In einem zweiten Postulat 22.4289 zur Mietpreisexplosion in der Schweiz fordere ich den Bundesrat auf, die Gründe für die Preisentwicklung der Wohnungsmieten in der Schweiz seit 2002 darzulegen. Die Untersuchung soll für alle Ebenen (aggregiert für die Schweiz, Städte, Agglomerationen und Gemeinden) durchgeführt werden wie auch spezifisch für die Städte Basel, Bern, Genf, Lausanne, Luzern, St. Gallen, Winterthur und Zürich. Dabei soll insbesondere untersucht werden, inwiefern folgende drei Faktoren einen Einfluss auf die Preisentwicklung hatten: die Einführung der Personenfreizügigkeit im Jahr 2002 und das damit einhergehende Bevölkerungswachstum, die Einführung des revidierten Raumplanungsgesetzes per 1. Januar 2014 und die damit einhergehende Verknappung des Baulands sowie die Entwicklung des Angebots und der Nachfrage.

Forderungen nach mehr Staat entschieden entgegentreten
Globale Entwicklungen wie die steigenden Zinsen befeuern den Trend zu einer tieferen Bautätigkeit noch zusätzlich. Und: Der Mangel an Bauland in den Zentren führt zu Neubauten in immer abgelegeneren Gebieten. Zahlen, mit denen diese Entwicklung gemessen wird, bestätigen, dass die Zersiedelung in der Schweiz stark zunimmt.

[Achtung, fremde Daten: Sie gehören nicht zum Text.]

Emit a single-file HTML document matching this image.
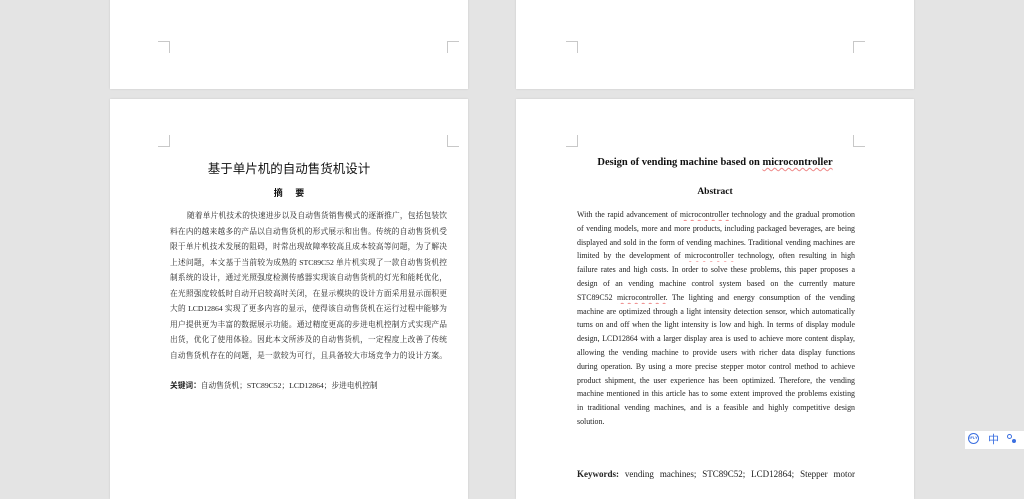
<!DOCTYPE html>
<html><head><meta charset="utf-8"><style>
body{margin:0;width:1024px;height:483px;background:#e4e4e4;position:relative;overflow:hidden;font-family:"Liberation Serif","Noto Serif CJK SC",serif;}
.pg{position:absolute;background:#fff;box-shadow:0 0 2px rgba(0,0,0,.12);}
.c{position:absolute;width:11px;height:11px;border-color:#c8c8c8;border-style:solid;border-width:0;}
.l{position:absolute;white-space:nowrap;overflow:hidden;text-align:justify;text-align-last:justify;color:#222;}
.zh .l{font-family:"Liberation Serif","Noto Serif CJK SC",serif;font-size:7.7px;height:14px;line-height:14px;left:60px;width:277px;}
.en .l{font-size:7.9px;height:12px;line-height:12px;left:61px;width:278px;}
.u{text-decoration:underline wavy #e88;text-decoration-thickness:0.6px;text-underline-offset:1.5px;}
</style></head><body>
<div class="pg" style="left:110px;top:-5px;width:358px;height:94px"></div>
<div class="pg" style="left:516px;top:-5px;width:398px;height:94px"></div>
<div class="c" style="left:158px;top:41px;border-top-width:1px;border-right-width:1px"></div>
<div class="c" style="left:447px;top:41px;border-top-width:1px;border-left-width:1px"></div>
<div class="c" style="left:566px;top:41px;border-top-width:1px;border-right-width:1px"></div>
<div class="c" style="left:853px;top:41px;border-top-width:1px;border-left-width:1px"></div>

<div class="pg zh" style="left:110px;top:99px;width:358px;height:400px">
<div class="c" style="left:48px;top:36px;border-bottom-width:1px;border-right-width:1px"></div>
<div class="c" style="left:337px;top:36px;border-bottom-width:1px;border-left-width:1px"></div>
<div style="position:absolute;left:0;width:358px;top:59px;text-align:center;font-family:'Liberation Sans','Noto Sans CJK SC',sans-serif;font-size:12.5px;color:#111">基于单片机的自动售货机设计</div>
<div style="position:absolute;left:0;width:358px;top:87px;text-align:center;font-family:'Liberation Sans','Noto Sans CJK SC',sans-serif;font-size:9px;font-weight:bold;color:#111">摘&nbsp;&nbsp;&nbsp;&nbsp;&nbsp;要</div>
<div class="l" style="top:110px;left:77px;width:260px">随着单片机技术的快速进步以及自动售货销售模式的逐渐推广，包括包装饮</div>
<div class="l" style="top:125.5px">料在内的越来越多的产品以自动售货机的形式展示和出售。传统的自动售货机受</div>
<div class="l" style="top:141px">限于单片机技术发展的阻碍，时常出现故障率较高且成本较高等问题，为了解决</div>
<div class="l" style="top:156.5px">上述问题，本文基于当前较为成熟的 STC89C52 单片机实现了一款自动售货机控</div>
<div class="l" style="top:172px">制系统的设计，通过光照强度检测传感器实现该自动售货机的灯光和能耗优化，</div>
<div class="l" style="top:187.5px">在光照强度较低时自动开启较高时关闭，在显示模块的设计方面采用显示面积更</div>
<div class="l" style="top:203px">大的 LCD12864 实现了更多内容的显示，使得该自动售货机在运行过程中能够为</div>
<div class="l" style="top:218.5px">用户提供更为丰富的数据展示功能。通过精度更高的步进电机控制方式实现产品</div>
<div class="l" style="top:234px">出货，优化了使用体验。因此本文所涉及的自动售货机，一定程度上改善了传统</div>
<div class="l" style="top:249.5px">自动售货机存在的问题，是一款较为可行，且具备较大市场竞争力的设计方案。</div>
<div class="l" style="top:280px;text-align-last:left;width:240px"><b style="font-family:'Liberation Sans','Noto Sans CJK SC',sans-serif">关键词：</b>自动售货机；STC89C52；LCD12864；步进电机控制</div>
</div>

<div class="pg en" style="left:516px;top:99px;width:398px;height:400px">
<div class="c" style="left:50px;top:36px;border-bottom-width:1px;border-right-width:1px"></div>
<div class="c" style="left:337px;top:36px;border-bottom-width:1px;border-left-width:1px"></div>
<div style="position:absolute;left:0;width:398px;top:58px;text-align:center;font-size:10.5px;font-weight:bold;color:#111">Design of vending machine based on <span class="u">microcontroller</span></div>
<div style="position:absolute;left:0;width:398px;top:88px;text-align:center;font-size:9.5px;font-weight:bold;color:#111">Abstract</div>
<div class="l" style="top:110px">With the rapid advancement of <span class="u">microcontroller</span> technology and the gradual promotion</div>
<div class="l" style="top:123.8px">of vending models, more and more products, including packaged beverages, are being</div>
<div class="l" style="top:137.6px">displayed and sold in the form of vending machines. Traditional vending machines are</div>
<div class="l" style="top:151.4px">limited by the development of <span class="u">microcontroller</span> technology, often resulting in high</div>
<div class="l" style="top:165.2px">failure rates and high costs. In order to solve these problems, this paper proposes a</div>
<div class="l" style="top:179px">design of an vending machine control system based on the currently mature</div>
<div class="l" style="top:192.8px">STC89C52 <span class="u">microcontroller</span>. The lighting and energy consumption of the vending</div>
<div class="l" style="top:206.6px">machine are optimized through a light intensity detection sensor, which automatically</div>
<div class="l" style="top:220.4px">turns on and off when the light intensity is low and high. In terms of display module</div>
<div class="l" style="top:234.2px">design, LCD12864 with a larger display area is used to achieve more content display,</div>
<div class="l" style="top:248px">allowing the vending machine to provide users with richer data display functions</div>
<div class="l" style="top:261.8px">during operation. By using a more precise stepper motor control method to achieve</div>
<div class="l" style="top:275.6px">product shipment, the user experience has been optimized. Therefore, the vending</div>
<div class="l" style="top:289.4px">machine mentioned in this article has to some extent improved the problems existing</div>
<div class="l" style="top:303.2px">in traditional vending machines, and is a feasible and highly competitive design</div>
<div class="l" style="top:317px;text-align-last:left">solution.</div>
<div class="l" style="top:368px;font-size:9px;height:14px;line-height:14px"><b>Keywords:</b> vending machines; STC89C52; LCD12864; Stepper motor</div>
</div>

<div style="position:absolute;left:965px;top:431px;width:59px;height:18px;background:#fff"></div>
<div style="position:absolute;left:968px;top:433px;width:11px;height:11px;border:1.5px solid #3b6fe0;border-radius:50%;box-sizing:border-box;font:bold 4px 'Liberation Sans',sans-serif;color:#3b6fe0;text-align:center;line-height:8px">iFLY</div>
<div style="position:absolute;left:988px;top:431px;font:11px 'Liberation Sans','Noto Sans CJK SC',sans-serif;color:#3b6fe0">中</div>
<div style="position:absolute;left:1007px;top:434px;width:3px;height:3px;border:1px solid #3b6fe0;border-radius:50%"></div>
<div style="position:absolute;left:1012px;top:439px;width:4px;height:4px;background:#3b6fe0;border-radius:50%"></div>
</body></html>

Wir dürfen der zunehmenden Wohnungsknappheit und den daraus resultierenden negativen Folgen nicht länger tatenlos zusehen. Wer in dieser Situation aber nach mehr Staat im Wohnungswesen ruft, verbessert die Lage nicht, sondern sorgt nur dafür, dass es noch mehr Auflagen und Vorgaben gibt – und dass am Schluss noch weniger gebaut wird.

Vergessen wir nicht: Praktisch alle grossen Schweizer Städte, in denen die Wohnungsknappheit stark ausgeprägt ist, werden seit Jahren oder gar Jahrzehnten von Links-Grün regiert. Trotzdem müssen gerade in den Städten Menschen stundenlang Schlange stehen, um sich eine Wohnung nur schon ansehen zu können.